Prolific low-budget director Edward L. Cahn seems to get no love at all these days, but he's made some pretty good low-budget genre films like the fun alien invasion comedy INVASION OF THE SAUCER MEN (1957) and the highly influential IT! THE TERROR FROM BEYOND SPACE (1958), which went on to be a major influence behind ALIEN (1979). Aside from extraterrestrials, he was also fond of zombies, as evidenced by films like Creature with the Atom Brain (1954), ZOMBIES OF MORA TAU (1957), Curse of the Faceless Man (1958) and THE FOUR SKULLS OF JONATHAN DRAKE (1959), which all centered around the undead. Invaders combines both the aliens and the revived corpses and it too ended up being somewhat influential by featuring the shambling dead nearly a full decade before George A. Romero rewrote the rules of such films with NIGHT OF THE LIVING DEAD (1968). This film is however not the first of its kind and, unlike what I've seen several other reviewers state, it did not influence Ed Wood's Plan 9 from Outer Space at all. Wood's film - which also involved aliens resurrecting the dead - was shot in 1956 and had its first public screenings in 1957. Invisible was shot in late 1958 and only had its general wide release a few months before Plan 9 in 1959.

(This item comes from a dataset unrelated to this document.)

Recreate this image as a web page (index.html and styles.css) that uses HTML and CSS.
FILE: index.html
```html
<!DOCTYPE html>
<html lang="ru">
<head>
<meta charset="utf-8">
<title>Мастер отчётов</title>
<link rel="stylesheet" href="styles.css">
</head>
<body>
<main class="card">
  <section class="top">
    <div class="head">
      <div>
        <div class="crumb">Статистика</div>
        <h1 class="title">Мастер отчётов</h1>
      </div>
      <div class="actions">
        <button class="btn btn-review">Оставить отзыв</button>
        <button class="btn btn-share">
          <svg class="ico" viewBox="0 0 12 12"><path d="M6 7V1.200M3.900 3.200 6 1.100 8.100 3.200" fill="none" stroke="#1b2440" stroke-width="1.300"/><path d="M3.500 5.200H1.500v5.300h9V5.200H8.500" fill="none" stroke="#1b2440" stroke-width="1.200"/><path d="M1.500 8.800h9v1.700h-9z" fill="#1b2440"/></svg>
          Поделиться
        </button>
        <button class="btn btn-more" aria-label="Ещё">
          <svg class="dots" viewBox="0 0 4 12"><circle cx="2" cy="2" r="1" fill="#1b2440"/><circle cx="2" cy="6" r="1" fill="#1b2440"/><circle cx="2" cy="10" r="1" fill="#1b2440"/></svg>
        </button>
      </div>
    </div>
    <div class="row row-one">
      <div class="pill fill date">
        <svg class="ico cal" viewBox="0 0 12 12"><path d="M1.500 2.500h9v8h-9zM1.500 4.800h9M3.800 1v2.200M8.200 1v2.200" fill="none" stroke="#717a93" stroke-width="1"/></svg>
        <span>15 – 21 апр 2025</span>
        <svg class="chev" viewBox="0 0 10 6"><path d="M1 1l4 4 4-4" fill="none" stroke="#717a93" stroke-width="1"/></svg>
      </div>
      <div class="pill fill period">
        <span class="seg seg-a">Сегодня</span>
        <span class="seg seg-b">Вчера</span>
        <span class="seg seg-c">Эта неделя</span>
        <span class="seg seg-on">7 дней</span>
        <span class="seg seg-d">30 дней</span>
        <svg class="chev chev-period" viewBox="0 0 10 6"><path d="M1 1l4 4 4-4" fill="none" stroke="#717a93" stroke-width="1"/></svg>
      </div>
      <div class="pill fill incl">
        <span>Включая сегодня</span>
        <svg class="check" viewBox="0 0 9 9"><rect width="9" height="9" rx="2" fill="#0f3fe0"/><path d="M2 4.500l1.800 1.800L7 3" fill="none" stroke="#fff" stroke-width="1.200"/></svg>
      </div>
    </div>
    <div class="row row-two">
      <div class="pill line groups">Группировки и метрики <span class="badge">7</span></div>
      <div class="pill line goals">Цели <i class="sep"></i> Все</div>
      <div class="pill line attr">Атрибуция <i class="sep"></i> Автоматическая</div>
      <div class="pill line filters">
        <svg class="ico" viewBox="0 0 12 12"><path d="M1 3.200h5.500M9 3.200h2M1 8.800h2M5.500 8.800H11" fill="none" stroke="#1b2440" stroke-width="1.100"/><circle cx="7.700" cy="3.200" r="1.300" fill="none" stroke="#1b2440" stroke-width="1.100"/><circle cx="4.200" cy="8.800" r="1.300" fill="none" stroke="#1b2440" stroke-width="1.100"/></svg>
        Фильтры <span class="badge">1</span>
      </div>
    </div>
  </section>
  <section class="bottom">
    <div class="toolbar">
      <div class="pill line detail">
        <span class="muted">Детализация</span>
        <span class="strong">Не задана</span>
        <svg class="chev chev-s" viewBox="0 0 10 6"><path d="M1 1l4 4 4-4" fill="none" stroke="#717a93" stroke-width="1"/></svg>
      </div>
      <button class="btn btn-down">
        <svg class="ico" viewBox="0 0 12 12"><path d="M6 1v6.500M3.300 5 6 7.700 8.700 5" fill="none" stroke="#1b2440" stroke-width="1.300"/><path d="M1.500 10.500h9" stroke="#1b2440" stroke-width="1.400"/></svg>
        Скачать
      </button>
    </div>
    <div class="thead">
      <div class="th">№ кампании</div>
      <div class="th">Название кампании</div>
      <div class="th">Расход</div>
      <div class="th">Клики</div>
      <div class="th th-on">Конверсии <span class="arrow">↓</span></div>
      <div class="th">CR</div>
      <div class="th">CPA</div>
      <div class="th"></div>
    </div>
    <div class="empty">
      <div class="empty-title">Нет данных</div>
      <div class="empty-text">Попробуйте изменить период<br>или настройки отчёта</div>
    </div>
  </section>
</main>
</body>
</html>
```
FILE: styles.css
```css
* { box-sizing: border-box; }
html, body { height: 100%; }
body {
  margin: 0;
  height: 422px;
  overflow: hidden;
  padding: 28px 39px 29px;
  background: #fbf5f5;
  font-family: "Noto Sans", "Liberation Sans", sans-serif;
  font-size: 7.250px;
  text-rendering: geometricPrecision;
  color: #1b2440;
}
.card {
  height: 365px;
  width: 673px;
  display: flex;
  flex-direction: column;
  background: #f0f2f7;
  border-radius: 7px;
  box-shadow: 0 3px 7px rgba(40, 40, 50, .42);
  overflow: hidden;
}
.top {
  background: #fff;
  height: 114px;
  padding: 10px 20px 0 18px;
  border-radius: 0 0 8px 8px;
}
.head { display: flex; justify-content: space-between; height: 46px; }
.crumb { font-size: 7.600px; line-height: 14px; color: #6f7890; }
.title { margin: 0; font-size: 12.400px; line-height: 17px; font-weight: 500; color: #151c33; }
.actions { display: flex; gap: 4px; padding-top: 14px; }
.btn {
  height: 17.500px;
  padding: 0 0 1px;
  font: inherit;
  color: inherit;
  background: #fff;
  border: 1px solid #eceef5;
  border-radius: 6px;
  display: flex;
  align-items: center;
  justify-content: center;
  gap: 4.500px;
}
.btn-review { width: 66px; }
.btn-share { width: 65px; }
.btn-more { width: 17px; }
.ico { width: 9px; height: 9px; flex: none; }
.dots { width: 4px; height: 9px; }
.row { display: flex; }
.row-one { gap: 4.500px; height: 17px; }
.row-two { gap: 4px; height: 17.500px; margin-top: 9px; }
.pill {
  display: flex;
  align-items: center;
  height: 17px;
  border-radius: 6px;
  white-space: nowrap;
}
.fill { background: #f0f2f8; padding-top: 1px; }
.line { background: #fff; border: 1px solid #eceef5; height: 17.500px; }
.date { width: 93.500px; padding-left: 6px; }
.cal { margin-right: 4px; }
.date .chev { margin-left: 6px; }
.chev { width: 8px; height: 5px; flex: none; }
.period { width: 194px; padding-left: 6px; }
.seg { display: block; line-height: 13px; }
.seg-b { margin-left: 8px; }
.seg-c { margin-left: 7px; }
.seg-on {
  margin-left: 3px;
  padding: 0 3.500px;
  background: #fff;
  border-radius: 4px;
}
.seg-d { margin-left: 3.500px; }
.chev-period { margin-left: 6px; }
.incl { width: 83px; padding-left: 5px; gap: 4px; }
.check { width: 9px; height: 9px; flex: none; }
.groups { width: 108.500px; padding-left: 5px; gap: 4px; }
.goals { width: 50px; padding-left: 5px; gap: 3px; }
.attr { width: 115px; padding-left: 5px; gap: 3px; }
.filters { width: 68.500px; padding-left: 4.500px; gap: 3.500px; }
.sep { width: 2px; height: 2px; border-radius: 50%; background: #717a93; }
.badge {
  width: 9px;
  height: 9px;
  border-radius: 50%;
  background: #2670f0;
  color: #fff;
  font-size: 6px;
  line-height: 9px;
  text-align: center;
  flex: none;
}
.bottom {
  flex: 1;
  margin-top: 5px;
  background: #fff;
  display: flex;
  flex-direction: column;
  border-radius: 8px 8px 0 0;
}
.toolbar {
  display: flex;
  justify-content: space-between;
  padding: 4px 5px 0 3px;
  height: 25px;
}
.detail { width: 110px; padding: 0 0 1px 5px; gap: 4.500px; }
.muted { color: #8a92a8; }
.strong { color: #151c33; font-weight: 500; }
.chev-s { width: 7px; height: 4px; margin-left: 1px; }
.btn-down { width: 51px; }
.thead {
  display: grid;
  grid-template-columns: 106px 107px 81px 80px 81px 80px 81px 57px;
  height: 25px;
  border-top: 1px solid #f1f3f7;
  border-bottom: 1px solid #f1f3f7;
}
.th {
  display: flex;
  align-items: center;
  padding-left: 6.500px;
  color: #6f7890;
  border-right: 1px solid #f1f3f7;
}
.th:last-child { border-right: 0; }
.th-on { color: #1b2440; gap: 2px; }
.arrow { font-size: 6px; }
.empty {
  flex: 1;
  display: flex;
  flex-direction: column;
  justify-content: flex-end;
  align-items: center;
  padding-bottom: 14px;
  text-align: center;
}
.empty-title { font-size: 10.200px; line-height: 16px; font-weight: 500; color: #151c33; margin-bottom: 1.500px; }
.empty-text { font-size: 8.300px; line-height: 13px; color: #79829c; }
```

Nuclear scientist Dr. Karol Noymann (John Carradine) has been "driven beyond the line of endurance" due to long work days and dies in an accidental lab explosion. Because of the incident, his colleague and friend since childhood, Dr. Adam Penner (Philip Tonge), has given up working on "the race for atom supremacy" and become the loudest advocate for peace on the planet. That all changes when Dr. Penner is visited by the corpse of his dearly departed friend late one night. Dr. Noymann's body - not looking too worse for wear considering he died in a massive nuclear explosion! - has been inhabited by invisible aliens. The space visitors have found a way to change the molecular structure of their bodies to become invisible and have been living undetected on the moon for thousands of years. Now that the Earth is making huge scientific strides and will perfect space travel sometime soon, the moon men decide to put us in our place by staging a takeover.

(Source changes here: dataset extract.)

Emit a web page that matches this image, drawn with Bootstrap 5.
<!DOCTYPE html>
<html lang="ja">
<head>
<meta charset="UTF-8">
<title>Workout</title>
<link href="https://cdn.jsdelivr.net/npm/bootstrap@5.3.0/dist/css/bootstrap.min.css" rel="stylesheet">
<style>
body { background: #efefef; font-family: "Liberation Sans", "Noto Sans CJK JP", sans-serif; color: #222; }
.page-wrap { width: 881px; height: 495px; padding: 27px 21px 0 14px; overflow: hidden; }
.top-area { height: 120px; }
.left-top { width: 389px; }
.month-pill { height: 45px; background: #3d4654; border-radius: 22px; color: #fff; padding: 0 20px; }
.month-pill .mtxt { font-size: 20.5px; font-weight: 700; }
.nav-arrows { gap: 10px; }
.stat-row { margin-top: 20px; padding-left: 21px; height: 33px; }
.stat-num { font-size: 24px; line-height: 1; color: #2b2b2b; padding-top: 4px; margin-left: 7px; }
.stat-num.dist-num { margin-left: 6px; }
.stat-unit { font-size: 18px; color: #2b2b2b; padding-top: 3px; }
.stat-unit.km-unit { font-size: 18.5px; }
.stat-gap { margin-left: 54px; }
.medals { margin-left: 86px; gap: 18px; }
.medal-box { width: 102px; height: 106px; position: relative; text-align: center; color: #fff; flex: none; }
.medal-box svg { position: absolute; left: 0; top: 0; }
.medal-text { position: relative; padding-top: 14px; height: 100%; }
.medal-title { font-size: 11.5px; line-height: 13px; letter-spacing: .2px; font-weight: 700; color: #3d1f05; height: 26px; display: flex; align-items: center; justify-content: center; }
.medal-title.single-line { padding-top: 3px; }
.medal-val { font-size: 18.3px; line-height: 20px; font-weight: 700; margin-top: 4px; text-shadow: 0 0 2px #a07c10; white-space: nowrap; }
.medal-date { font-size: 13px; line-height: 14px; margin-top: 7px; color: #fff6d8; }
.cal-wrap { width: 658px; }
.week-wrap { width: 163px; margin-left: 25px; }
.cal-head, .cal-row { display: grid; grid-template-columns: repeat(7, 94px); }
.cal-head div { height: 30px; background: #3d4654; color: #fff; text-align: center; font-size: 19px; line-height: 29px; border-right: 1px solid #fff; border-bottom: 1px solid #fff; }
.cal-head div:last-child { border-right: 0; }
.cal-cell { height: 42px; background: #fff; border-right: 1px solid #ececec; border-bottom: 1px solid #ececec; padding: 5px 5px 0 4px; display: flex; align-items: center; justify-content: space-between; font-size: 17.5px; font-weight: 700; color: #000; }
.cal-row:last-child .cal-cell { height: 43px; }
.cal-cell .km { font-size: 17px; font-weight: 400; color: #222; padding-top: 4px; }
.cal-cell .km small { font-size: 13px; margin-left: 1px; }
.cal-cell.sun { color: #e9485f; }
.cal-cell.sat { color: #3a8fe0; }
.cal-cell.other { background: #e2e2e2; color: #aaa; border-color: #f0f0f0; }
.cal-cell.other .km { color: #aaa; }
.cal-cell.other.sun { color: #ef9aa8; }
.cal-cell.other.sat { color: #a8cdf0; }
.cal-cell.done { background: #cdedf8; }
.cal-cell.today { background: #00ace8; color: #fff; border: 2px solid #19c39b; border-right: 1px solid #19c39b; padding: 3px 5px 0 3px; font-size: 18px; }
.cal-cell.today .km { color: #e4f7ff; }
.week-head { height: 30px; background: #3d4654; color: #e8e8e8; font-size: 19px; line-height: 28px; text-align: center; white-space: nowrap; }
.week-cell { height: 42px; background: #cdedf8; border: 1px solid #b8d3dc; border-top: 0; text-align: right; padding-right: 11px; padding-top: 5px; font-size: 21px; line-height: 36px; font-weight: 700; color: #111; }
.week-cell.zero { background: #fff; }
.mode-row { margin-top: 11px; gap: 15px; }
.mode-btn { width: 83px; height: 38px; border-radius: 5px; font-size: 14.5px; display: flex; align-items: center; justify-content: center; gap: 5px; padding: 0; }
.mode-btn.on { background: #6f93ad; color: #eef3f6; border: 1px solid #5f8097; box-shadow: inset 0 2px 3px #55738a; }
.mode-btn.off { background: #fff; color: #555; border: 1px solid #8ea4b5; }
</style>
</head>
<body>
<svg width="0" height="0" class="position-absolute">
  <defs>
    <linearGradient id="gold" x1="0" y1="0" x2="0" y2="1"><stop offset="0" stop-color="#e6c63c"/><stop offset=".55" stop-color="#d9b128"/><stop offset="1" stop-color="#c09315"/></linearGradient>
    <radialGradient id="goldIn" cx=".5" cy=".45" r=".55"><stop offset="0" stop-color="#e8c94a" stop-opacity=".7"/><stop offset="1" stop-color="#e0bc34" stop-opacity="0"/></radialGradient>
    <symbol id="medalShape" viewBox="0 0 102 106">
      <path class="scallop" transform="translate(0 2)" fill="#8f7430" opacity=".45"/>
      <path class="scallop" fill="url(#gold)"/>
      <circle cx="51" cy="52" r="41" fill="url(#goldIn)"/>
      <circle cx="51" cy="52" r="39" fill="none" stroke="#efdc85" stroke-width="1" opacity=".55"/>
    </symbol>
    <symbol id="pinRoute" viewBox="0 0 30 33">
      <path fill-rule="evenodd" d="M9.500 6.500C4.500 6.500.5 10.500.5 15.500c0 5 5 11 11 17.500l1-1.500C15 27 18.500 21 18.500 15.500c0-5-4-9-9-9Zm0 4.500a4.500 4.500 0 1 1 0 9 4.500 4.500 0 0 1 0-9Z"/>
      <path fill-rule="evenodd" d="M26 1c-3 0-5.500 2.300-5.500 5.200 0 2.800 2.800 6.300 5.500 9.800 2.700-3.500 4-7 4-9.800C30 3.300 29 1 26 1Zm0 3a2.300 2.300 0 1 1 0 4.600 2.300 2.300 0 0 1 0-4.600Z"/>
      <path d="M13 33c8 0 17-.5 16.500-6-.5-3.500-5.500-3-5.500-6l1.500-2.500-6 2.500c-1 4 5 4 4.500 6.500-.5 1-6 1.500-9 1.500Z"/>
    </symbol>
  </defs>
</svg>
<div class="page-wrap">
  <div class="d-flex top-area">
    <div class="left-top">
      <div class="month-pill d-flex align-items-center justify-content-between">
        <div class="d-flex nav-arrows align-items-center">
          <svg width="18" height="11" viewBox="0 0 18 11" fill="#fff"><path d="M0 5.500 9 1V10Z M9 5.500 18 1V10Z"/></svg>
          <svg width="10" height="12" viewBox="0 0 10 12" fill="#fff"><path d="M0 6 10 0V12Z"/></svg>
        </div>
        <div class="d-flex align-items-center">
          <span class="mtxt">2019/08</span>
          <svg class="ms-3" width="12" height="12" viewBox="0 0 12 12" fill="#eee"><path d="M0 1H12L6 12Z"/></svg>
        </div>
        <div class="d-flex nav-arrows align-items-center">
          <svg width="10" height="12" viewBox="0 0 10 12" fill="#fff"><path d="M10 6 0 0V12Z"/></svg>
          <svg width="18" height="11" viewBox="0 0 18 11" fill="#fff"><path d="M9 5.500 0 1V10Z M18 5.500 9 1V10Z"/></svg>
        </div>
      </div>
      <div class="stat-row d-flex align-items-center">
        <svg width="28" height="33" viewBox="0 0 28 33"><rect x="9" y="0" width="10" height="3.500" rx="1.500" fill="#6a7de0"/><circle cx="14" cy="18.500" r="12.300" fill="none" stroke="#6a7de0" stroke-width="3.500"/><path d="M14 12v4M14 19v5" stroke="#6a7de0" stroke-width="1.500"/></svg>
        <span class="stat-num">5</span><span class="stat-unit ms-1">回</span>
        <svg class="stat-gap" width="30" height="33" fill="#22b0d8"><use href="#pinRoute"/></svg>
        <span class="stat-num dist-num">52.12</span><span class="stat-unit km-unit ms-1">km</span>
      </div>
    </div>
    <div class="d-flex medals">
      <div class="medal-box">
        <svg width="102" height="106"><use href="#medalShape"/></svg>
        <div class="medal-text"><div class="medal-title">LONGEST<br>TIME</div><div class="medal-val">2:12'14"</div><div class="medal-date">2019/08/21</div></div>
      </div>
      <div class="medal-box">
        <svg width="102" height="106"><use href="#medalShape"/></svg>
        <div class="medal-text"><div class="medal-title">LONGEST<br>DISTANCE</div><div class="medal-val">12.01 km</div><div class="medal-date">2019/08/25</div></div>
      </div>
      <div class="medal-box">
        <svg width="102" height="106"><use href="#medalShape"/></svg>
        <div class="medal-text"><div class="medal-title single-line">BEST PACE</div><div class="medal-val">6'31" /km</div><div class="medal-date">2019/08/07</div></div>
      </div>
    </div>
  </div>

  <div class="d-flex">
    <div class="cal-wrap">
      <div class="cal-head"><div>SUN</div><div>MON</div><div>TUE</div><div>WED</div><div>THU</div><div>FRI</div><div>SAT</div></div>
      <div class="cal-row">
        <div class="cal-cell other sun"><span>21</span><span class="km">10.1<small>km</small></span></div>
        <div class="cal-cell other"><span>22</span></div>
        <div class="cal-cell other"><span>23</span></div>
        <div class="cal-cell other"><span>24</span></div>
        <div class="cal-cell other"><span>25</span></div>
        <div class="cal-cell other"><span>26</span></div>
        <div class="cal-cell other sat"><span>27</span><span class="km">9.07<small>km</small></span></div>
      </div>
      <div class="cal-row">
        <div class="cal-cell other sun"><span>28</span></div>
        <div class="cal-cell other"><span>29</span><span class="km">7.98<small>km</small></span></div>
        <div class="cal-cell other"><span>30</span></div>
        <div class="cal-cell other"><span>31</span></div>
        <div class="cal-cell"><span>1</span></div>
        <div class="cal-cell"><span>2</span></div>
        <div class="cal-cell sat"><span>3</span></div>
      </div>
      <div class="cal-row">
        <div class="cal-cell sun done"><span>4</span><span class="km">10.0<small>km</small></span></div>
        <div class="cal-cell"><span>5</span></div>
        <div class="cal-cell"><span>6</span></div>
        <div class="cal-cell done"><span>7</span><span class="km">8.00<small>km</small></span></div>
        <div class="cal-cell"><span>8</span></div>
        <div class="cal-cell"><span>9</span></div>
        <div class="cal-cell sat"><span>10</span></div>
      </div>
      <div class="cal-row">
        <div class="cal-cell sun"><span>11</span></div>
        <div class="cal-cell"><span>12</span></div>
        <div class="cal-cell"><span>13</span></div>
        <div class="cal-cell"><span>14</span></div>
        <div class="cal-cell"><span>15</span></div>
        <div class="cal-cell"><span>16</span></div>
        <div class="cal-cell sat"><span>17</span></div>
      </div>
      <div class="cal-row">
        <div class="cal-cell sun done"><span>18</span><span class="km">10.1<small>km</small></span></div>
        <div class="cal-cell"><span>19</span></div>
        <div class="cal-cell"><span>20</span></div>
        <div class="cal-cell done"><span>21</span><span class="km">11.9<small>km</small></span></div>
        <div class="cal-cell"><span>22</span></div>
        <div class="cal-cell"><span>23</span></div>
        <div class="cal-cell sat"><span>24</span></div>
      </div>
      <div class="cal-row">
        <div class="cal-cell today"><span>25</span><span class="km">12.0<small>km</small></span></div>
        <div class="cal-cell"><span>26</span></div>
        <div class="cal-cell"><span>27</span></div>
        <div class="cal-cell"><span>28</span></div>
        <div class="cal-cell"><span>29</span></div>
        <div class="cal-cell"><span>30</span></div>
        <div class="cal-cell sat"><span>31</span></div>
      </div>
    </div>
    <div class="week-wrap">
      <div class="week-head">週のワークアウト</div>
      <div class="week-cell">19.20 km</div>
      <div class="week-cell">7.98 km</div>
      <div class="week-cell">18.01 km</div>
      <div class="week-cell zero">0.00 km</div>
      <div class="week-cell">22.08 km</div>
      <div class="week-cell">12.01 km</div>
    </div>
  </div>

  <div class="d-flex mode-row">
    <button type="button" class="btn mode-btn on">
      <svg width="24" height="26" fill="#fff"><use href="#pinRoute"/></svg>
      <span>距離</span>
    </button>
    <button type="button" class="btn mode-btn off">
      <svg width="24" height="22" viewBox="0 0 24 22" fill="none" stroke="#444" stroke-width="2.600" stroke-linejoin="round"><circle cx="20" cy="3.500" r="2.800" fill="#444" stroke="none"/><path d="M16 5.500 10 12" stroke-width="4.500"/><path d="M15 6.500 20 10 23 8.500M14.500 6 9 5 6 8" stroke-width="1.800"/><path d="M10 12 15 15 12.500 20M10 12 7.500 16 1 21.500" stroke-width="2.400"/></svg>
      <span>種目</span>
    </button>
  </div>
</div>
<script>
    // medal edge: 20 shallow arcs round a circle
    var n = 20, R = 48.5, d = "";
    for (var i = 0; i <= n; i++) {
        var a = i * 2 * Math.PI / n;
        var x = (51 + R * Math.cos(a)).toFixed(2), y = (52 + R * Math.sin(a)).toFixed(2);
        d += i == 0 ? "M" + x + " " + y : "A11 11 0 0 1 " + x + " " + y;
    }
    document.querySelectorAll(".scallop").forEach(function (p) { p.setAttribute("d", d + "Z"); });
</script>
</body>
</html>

Dr. Penner sends his skeptical protégé Dr. John Lamont (Robert Hutton) to warn Washington, but they scoff at their claims and both men are made laughing stocks in the papers. With the U.S. and the rest of the world unprepared, the aliens then resurrect the dead from cemeteries around the globe who then begin laying waste to entire cities by causing various catastrophes. Tall buildings and industrial complexes collapse to the ground, planes and cars crash, dams are destroyed and cities are reduced to rubble and engulfed in flames thanks to the miracle of newsreel / stock footage and recycled clips from other films that actually had a budget. Dr. Penner is put back on the "Atom Commission" and is escorted to a hidden military bunker by steel-jawed Air Force Major Bruce Jay (John Agar) somewhere in the desert where the two men, John and Penner's pretty daughter Phyllis (Jean Byron) try to come up with a way to stop the invaders. They're able to capture one of the beings using an acrylic substance that encases the body and hope to get the information they need from it to find a way to defeat the invaders.








The premise used here is utterly ridiculous and senseless, starting with the fact the aliens are invisible, not bodiless, so how on Earth are they able to get inside and control corpses? Why they even bother inhabiting the dead in the first place and why they warn humans of their impending invasion are two other plot points that make no real sense. If the aliens had just quietly done their thing as invisible beings they'd have easily been able to accomplish their goal instead of giving scientists information that is later used against them. If one can ignore the Swiss cheese story line and the droning, pointless narration, this is mildly entertaining for what it is, has some fun moments and the actors are OK. To a modern audience, however, this is mostly interesting as a precursor to what would come later on.








I probably had the most fun comparing this to Romero's later films. Though the zombies here are corpses being used simply as host bodies, the film shares numerous other similarities with Romero's Night, including 1. an attempt to portray an apocalyptic worldwide epidemic of the living dead, 2. zombies which are actually made up to look like corpses (pale skin, black eyes, wrinkly skin, bloody) and walk in a slow / stiff manner, and 3. characters holed up in one location and sitting around trying to get information from TV broadcasts. In addition, the film also seems to have influenced Romero's third 'Dead' film DAY OF THE DEAD (1985). Both Day and Invisible feature a small team of bickering scientists and army men confined to claustrophobic military bunkers where tensions rise as they attempt to find a way to destroy the dead.








This was the first credit for special effects man Roger George, who'd go on to do fx for many other horror and science fiction films into the late 80s. The assistant director was Herbert S. Greene, who went on to make THE COSMIC MAN (1959), which involved an invisible alien too and featured Carradine and several other cast members also seen here (Paul Langton and Hal Torey). Invaders was first released to theaters on a double-bill with Cahn's Four Skulls of Jonathan Drake by United Artists. In 2003, MGM released it on DVD as part of their “Midnite Movies” collection and paired it up with JOURNEY TO THE SEVENTH PLANET (1961), a Danish-American evil-alien-brain-on-Uranus movie that also starred Agar.